Clark admires the mansion saying it is great, to which Lex makes a funny: “If you are dead and in the market for something to haunt.” The pair go on to have a pleasant conversation about Lionel’s ridiculous use of expenditure by shipping this Scottish mansion stone-by-stone to Smallville and Jonathon’s dislike for bald men. Lex concludes they are friends: “I don’t want anything to stand in the way of our friendship.” Clinger alert!
Former Crows footballers have been found dead all over Smallville. Chloe is at the scene of one particular crime with her reporter’s hat on. She spots the scarecrow feller from the beginning of the episode. After research, she discovers he is Jeremy Creek and the exposure to the meteor shower did something to his body that keeps him young.

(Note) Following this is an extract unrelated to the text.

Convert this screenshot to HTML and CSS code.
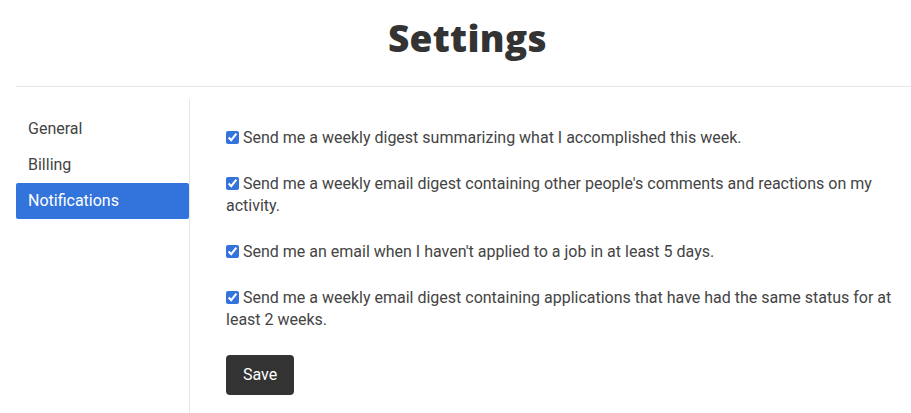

“I call it The Wall of Weird!”
Chloe shows Clark her clippings of the unexplained in Smallville, which have occurred since the meteor shower. Notably, fairy princess Lana made the front cover of TIME magazine. Clark feels guilty seeing that ugly crying face. He runs away bumping into Whitney who makes a jump on him. Clark is this year’s scarecrow, due to his graveyard stroll with Lana. Clark makes one fine scarecrow with his ripped body and a symbolic S painted on his chest. Unfortunately, he can’t escape because Lana’s necklace is on him making him feel gippy. Jeremy pays him a visit revealing his evil plan to ruin the school dance. Lex conveniently finds Clark in the cornfield and sets him free. Like Cinderella, Clark leaves a precious object behind (in this case Lana’s necklace), which the prince (Lex) picks up.
A battle of electricity and truck abusing breaks out between Jeremy and Clark. Jeremy shows us what happens when electricity and water mix in the land of Smallville: amnesia.
At the dance, Lana and Whitney dance in the spotlight with their prom crowns on. When the celebration ends, everyone floods into the car park to find Whitney’s truck is part of a truck stack. Clark smirks in the background and gets back to the telescope.
Clark puts on Lifehouse’s Everything and imagines dancing with Lana.